Процедура прослушивания очень напоминала историю с текстами. Члены комиссии, оценивающей музыку молодых групп, сами были от музыки достаточно далеки, и их оценки, соответственно, были достаточно парадоксальны. Ну и, конечно же, решающую роль при зачислении в клуб играло личное знакомство музыкантов с членами правления. Да, на начальном этапе существования рок-клуб был весьма странным заведением. Но тем не менее клуб все-таки регулярно устраивал концерты, хоть и бесплатные для музыкантов, на больших площадках, и рокеры получили возможность обкатывать свои программы на публике. Да и члены комиссий не все были ретроградами – Гена Зайцев, например, готов был принимать в клуб всех подряд, за что и боролся с новоиспеченной бюрократией. Гена принимал рокеров в клуб по принципу «Беглость пальцев – дело наживное, был бы человек хороший». И это далеко не самый плохой подход к делу. Гена, по крайней мере, знал, чего хотел, – чтобы человек был хороший. Остальные же члены рок-жюри вообще, кажется, не понимали, что им было нужно, а что нет. На Гену у меня и была вся надежда – мы были знакомы с ним уже несколько лет, и он слышал кое-что из моей музыки и, по крайней мере, не высказывал относительно нее явного неудовольствия. И я сказал Витьке:
– Зайцев нам поможет, я думаю.
– Хорошо бы, – ответил Цой, – а то там остальные любители «Россиян» нас и слушать не станут.
– А что ты имеешь против «Россиян»? – спросил Олег. Это была одна из любимых им ленинградских команд.
– Я? Ничего. Я не против них, а против россияноманов кое-что имею – тупые они.

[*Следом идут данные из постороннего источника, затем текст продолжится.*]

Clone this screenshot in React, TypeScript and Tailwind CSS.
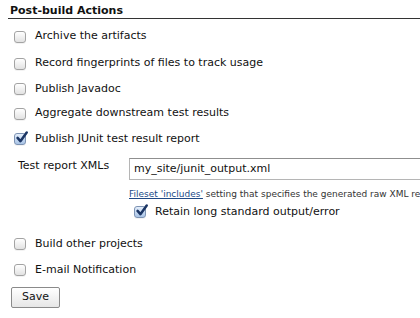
import React from "react";

function Box({ checked = false }: { checked?: boolean }) {
  return (
    <span
      className={`relative inline-flex h-[12px] w-[12px] shrink-0 rounded-[3px] border shadow-[0_1px_0_rgba(0,0,0,0.05)] ${
        checked
          ? "border-[#7d93b3] bg-gradient-to-b from-[#e4eefb] to-[#a9c4e6]"
          : "border-[#a3a3a3] bg-gradient-to-b from-[#ffffff] to-[#e2e2e2]"
      }`}
    >
      {checked && (
        <svg viewBox="0 0 12 12" className="absolute -top-[3px] left-[0px] h-[13px] w-[13px]">
          <path d="M2.4 6.4 L5 9.4 L10.8 1.4" fill="none" stroke="#1b3564" strokeWidth="2.3" strokeLinecap="round" strokeLinejoin="round" />
        </svg>
      )}
    </span>
  );
}

const top = [
  { label: "Archive the artifacts", h: "h-[27px]" },
  { label: "Record fingerprints of files to track usage", h: "h-[27px]" },
  { label: "Publish Javadoc", h: "h-[24px]" },
  { label: "Aggregate downstream test results", h: "h-[25px]" },
];

export default function App() {
  return (
    <div className="h-[318px] w-[420px] overflow-hidden bg-white text-[11px] text-[#111] [font-family:Verdana,'DejaVu_Sans',sans-serif]">
      <div className="pl-[8px] pt-[4px]">
        {/* header */}
        <div className="border-b border-[#333] pl-[2px] text-[11px] font-bold leading-[14px]">
          Post-build Actions
        </div>

        <div className="pt-[4px]">
          {top.map((r) => (
            <label key={r.label} className={`flex items-center gap-[9px] pl-[6px] ${r.h}`}>
              <Box />
              <span>{r.label}</span>
            </label>
          ))}
          <label className="flex h-[26px] items-center gap-[9px] pl-[6px]">
            <Box checked />
            <span>Publish JUnit test result report</span>
          </label>

          {/* junit config */}
          <div className="flex items-start pt-[6px]">
            <div className="w-[121px] shrink-0 whitespace-nowrap pl-[10px] pt-[1px] leading-[14px]">Test report XMLs</div>
            <div className="min-w-0 flex-1">
              <div className="flex h-[22px] w-[320px] items-center border border-[#b5b5b5] border-t-[#8f8f8f] pl-[4px] pt-[1px] text-[11px]">
                my_site/junit_output.xml
              </div>
              <div className="mt-[8px] overflow-hidden whitespace-nowrap text-[9px] leading-[12px] text-[#333]">
                <span className="text-[#204a87] underline">Fileset 'includes'</span> setting that specifies the generated raw XML report files
              </div>
              <label className="mt-[2px] flex h-[20px] items-center gap-[9px] pl-[5px]">
                <Box checked />
                <span>Retain long standard output/error</span>
              </label>
            </div>
          </div>

          <div className="pt-[9px]">
            <label className="flex h-[26px] items-center gap-[9px] pl-[6px]">
              <Box />
              <span>Build other projects</span>
            </label>
            <label className="flex h-[26px] items-center gap-[9px] pl-[6px]">
              <Box />
              <span>E-mail Notification</span>
            </label>
          </div>

          <button className="ml-[3px] mt-[4px] block h-[21px] w-[49px] rounded-[2px] border border-[#8a8a8a] bg-gradient-to-b from-[#ffffff] to-[#e6e6e6] text-[11px] text-[#111]">
            Save
          </button>
        </div>
      </div>
    </div>
  );
}
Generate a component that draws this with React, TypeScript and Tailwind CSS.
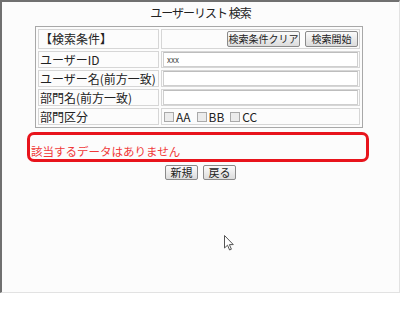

Против «Россиян» действительно ни Витька, ни я ничего не имели против, более того – мы регулярно веселились с Сашкой Жаровым, оператором этой группы, и непосредственно с Жорой Ордановским. Это были классные ребята, да и остальные «Россияне» – тоже. Мы дико хохотали над сверхъестественными шутками Алика Азарова, внимали мудрым сентименциям Сэма, часто ходили на их концерты, потом вместе оттягивались то там, то сям. В отличие от всяких «умных» «Зеркал» и «Джонатанов Ливингстонов», «Россияне» были абсолютными раздолбаями в самом хорошем значении этого слова. Разве в какой-нибудь другой ленинградской группе того времени возможна была такая история – однажды, когда «Россияне» проснулись у кого-то в гостях, один из них взял бидончик и как был, в домашних тапочках, пошел за пивом. Вернулся он через три недели, загорелый, посвежевший, все в тех же тапочках и с бидоном, полным свежего пива.
– Где ты так долго пропадал? – спросили его «Россияне», которые совершенно случайно оказались в том же месте и в той же ситуации.